It's Sunday morning and it's the day of rest, or so they say. I love Sundays, I almost always have the day off and I truly enjoy it. It's my day. I do what I want on Sundays.
Today I woke up and went for a walk around my neighborhood. It's gotten warm here, down right balmy. It's above freezing and the sun is shinning, so today I dressed in layers but no coat, just my down vest. A hat, and some mittens.
My neighborhood is full of big, beautiful, Victorian style houses. I love walking and looking at the houses and imagining the lay out inside. I could never afford a house that big, plus I don't think I'd want to. Think of all the cleaning I'd have to do. But then again, if one can afford a house that big, one can probably afford to have someone come clean it. But I like to think of myself as self-sufficient and I don't think I'd like to have a cleaning service.
Anyway, so I walked and wandered. No specific destination in mind, no time frame in mind either. Walking is a great place to think. It's just me and my surroundings and my thoughts. And the ice. I love it when things start to melt and then freeze again and all the ice on the edge of things is white and crunchy. I love to crunch the ice as I walk, the quick break, the crisp sound. I will dawdle along crunching all the ice on the edge of the sidewalk, a smile on my face as the fragile ice gives way to my foot.

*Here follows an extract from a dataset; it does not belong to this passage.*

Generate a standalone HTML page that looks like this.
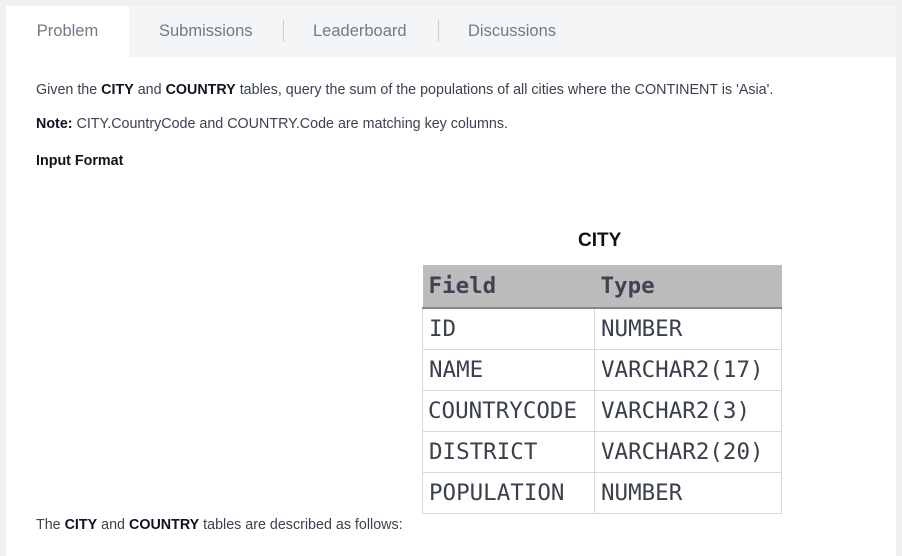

When I started to not be able to feel my cheeks, I headed for home. The sun still rising and not a cloud to be seen. This is why I love Sundays. I don't go to church, but that walk was one of the most peaceful things I could do for myself. Where else can you feel close with a higher power, then out in the world you hope It created? It's stunningly beautiful.

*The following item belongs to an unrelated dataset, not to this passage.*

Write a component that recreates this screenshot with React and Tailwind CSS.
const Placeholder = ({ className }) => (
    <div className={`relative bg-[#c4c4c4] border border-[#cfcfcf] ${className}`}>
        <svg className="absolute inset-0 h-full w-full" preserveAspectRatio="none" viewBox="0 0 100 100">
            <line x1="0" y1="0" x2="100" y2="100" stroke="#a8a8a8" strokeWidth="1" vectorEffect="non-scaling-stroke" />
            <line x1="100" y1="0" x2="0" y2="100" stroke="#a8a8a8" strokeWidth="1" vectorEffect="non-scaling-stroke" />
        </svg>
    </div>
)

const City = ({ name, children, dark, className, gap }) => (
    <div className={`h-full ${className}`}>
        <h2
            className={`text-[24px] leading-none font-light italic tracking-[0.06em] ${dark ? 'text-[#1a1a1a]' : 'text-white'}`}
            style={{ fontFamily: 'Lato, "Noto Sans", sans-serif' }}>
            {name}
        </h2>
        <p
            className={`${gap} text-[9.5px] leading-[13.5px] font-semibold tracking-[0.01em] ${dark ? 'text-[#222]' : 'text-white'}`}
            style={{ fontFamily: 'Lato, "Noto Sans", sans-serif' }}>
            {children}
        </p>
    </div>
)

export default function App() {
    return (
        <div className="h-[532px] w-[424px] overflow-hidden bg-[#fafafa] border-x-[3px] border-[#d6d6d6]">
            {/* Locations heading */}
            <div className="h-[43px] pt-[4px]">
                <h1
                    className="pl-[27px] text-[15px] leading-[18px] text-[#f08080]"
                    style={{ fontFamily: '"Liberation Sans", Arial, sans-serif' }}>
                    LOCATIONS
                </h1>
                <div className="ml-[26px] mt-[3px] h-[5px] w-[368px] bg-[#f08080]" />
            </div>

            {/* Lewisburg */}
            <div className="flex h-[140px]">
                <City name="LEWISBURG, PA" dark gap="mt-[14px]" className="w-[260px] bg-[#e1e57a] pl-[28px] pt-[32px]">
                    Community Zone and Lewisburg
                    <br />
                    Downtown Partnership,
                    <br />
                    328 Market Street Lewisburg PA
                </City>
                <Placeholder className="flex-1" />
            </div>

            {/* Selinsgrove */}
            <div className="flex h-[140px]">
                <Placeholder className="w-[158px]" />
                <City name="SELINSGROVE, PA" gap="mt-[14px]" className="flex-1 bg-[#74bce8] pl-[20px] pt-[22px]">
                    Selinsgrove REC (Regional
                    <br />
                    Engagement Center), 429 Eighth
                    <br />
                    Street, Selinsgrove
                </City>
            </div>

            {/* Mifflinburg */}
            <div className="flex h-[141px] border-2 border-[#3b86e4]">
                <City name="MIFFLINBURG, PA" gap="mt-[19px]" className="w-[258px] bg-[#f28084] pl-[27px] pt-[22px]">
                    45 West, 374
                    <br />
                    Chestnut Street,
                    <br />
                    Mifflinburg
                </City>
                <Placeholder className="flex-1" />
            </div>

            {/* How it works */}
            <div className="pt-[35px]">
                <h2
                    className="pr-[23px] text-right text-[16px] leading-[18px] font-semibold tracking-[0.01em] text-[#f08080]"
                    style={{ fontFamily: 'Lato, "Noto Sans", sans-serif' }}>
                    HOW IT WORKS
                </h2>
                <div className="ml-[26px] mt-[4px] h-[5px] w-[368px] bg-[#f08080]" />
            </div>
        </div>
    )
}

I am now making cookies. I make some of the best chocolate chip cookies ever. Ask anyone whos had them. I don't toot my horn about much, but my cookies are YUMMMY! And I'm listening to music. An amazing woman who is a local artist here, Erin Schwab, performs around town and she made one of her performances into a CD. She does musicals, Janis Joplin, Dolly Parton, and other fabulous songs. There is one that makes me cry every time. The chorus is "There is a fine fine line between love and a waste of time." I even had a few tears fall at the bar the last time I saw her perform and she did that song.
"Theres a fine fine line between a lover and a friend, between reality and pretend. You'll never know till you reach the top if it was worth the extra climb. Theres a fine fine line between you're wonderful and goodbye. If someone doesn't love you back, it isn't such a crime. Because there is a fine fine line between love and a waste of time. I don't have the time to waste on you anymore. I don't even think you know what you're looking for. For my own sanity I need to close the door and walk away. Theres a fine fine line between what you wanted and what you got. You've got to go after the things you want while you're still in your prime. Because theres a fine fine line between love and a waste of time."
I need to clarify here that I don't think any love I've ever had was a waste. I don't regret anything I've done. But I wish I could have accepted that moment when it's just not right anymore quicker than I did. That song is just so simply put, it either is or it isn't. Why is it when words are put to music it effects you more? The moment you are trying to understand becomes crystal clear, and you see things from then on in a whole new light. Or at least I do.
My cookies are almost done. And I have lunch plans with a friend. And the rest of my day is open for me. And it's not even noon yet! Love that! I have the whole day ahead of me. If I had all the money you could imagine, I might take my private jet to Italy. But instead I'll take my own feet that are free and go to a used book store. Or sit at my hand-made desk, look out my window and dream. Or get lost in a book. Or watch Friends. Cause I don't do that too often. HA! Or write, I've got a good idea for my next assignment. Or watch the movie Savages, I've had that from Netflix since before Christmas and have yet to watch it. Or go for another walk, it's just so darn lovely out!
Heres hoping your day delivers exactly what you want, so far mine has.